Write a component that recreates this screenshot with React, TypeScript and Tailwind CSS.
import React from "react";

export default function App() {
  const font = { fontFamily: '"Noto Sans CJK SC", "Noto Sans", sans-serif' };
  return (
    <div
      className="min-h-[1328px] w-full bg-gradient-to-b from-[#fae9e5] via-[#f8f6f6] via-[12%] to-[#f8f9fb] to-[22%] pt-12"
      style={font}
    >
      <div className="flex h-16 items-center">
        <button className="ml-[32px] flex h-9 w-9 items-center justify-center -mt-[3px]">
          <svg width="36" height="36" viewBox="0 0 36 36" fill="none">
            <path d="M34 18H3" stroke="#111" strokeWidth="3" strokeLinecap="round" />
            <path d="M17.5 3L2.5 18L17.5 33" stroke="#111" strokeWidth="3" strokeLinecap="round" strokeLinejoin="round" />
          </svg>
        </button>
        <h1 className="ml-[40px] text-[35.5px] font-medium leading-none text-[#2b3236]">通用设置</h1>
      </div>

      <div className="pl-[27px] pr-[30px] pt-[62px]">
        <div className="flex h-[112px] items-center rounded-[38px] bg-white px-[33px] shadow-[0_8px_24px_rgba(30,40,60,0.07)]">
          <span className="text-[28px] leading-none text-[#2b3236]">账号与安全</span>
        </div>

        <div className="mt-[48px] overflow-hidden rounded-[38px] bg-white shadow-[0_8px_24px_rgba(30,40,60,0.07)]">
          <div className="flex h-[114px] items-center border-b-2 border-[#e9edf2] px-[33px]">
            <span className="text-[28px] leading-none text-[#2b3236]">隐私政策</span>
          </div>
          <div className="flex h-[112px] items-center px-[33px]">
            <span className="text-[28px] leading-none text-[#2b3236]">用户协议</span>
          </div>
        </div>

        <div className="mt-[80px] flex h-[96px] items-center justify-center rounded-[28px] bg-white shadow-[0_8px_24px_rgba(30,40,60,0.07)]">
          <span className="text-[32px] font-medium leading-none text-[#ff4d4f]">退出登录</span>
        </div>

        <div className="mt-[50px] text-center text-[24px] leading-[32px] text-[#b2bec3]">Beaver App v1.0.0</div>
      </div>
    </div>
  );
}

------------

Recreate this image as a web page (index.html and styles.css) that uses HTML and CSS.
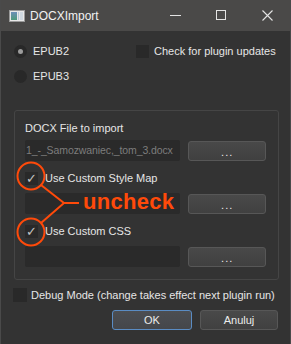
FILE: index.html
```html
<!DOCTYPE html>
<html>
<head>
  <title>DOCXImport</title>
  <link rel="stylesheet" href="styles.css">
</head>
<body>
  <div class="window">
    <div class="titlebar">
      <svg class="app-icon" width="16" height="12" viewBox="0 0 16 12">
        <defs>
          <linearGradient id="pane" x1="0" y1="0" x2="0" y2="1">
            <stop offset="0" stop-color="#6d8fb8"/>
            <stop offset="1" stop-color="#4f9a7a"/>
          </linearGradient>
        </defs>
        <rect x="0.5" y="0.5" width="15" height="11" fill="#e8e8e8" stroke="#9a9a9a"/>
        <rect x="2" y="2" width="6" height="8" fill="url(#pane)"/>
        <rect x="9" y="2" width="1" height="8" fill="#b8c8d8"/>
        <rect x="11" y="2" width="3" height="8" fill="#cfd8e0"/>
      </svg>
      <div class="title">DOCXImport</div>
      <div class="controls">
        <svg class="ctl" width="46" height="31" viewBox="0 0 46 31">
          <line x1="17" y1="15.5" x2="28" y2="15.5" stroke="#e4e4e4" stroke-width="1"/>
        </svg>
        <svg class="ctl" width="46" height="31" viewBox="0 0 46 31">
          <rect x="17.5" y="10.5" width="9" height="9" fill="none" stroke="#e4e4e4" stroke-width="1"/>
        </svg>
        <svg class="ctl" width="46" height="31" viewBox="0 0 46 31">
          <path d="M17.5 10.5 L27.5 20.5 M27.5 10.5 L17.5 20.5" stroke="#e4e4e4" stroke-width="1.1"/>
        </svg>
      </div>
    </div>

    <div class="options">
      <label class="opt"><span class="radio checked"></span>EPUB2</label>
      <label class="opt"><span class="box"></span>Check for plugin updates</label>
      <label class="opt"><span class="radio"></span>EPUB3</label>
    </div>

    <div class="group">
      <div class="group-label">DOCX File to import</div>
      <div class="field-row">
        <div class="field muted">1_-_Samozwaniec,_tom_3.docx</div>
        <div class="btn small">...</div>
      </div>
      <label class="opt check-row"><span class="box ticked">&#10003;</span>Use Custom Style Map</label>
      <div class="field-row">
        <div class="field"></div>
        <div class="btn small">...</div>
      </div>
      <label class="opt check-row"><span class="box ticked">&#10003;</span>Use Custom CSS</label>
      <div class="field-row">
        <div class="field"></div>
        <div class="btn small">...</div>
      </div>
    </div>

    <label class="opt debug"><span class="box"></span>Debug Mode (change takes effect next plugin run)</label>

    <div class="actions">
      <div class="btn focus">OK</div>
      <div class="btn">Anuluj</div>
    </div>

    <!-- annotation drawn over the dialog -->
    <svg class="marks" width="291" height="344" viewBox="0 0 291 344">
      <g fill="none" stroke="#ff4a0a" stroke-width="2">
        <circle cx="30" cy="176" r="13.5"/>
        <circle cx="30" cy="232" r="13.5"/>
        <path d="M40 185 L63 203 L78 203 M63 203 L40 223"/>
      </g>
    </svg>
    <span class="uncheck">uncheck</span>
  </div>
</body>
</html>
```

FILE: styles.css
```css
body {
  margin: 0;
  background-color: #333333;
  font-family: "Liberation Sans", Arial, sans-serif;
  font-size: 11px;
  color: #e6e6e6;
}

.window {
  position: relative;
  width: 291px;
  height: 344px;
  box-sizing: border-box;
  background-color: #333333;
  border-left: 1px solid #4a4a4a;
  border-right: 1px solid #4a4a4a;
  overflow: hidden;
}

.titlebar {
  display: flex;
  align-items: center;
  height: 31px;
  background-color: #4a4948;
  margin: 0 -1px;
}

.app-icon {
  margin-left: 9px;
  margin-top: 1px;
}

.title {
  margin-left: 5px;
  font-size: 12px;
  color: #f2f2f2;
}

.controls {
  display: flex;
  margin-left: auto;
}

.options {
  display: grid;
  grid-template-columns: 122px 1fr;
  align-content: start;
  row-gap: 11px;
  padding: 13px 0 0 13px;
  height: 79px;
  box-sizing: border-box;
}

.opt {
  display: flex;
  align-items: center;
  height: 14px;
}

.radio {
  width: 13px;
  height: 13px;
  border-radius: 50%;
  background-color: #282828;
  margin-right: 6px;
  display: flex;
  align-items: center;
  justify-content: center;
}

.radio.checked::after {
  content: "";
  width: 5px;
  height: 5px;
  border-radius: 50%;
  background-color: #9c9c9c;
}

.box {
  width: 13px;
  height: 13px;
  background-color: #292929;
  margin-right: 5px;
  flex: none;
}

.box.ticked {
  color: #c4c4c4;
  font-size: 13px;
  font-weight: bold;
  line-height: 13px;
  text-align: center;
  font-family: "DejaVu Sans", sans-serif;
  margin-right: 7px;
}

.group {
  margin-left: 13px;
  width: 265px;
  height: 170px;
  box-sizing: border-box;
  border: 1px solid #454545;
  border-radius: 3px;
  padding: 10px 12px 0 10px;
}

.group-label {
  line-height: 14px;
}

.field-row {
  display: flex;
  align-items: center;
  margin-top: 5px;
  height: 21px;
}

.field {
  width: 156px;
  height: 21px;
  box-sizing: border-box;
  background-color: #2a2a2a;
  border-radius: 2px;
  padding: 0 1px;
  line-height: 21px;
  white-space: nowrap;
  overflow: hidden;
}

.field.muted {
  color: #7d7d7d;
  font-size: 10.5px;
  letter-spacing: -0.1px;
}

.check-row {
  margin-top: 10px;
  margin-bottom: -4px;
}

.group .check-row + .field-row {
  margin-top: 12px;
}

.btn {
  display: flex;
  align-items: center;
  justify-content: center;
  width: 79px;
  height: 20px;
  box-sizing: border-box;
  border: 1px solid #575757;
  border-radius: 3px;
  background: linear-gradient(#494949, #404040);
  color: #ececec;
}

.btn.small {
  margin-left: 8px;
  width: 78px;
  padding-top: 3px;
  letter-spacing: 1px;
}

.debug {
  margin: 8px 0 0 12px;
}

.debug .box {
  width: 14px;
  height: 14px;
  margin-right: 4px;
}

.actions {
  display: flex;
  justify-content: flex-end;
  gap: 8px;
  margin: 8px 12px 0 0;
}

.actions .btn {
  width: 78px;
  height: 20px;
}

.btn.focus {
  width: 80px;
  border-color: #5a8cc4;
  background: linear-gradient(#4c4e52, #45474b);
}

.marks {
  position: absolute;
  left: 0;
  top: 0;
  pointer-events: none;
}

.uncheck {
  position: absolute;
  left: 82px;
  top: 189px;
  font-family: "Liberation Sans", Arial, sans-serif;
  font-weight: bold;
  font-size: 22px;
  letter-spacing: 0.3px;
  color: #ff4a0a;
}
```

------------

== SET EXERCISE ==
Give back, exactly as written, each line from the one that contains "Write a component" through the one that contains "import React from".

== TASK SOLUTION ==
Write a component that recreates this screenshot with React, TypeScript and Tailwind CSS.
import React from "react";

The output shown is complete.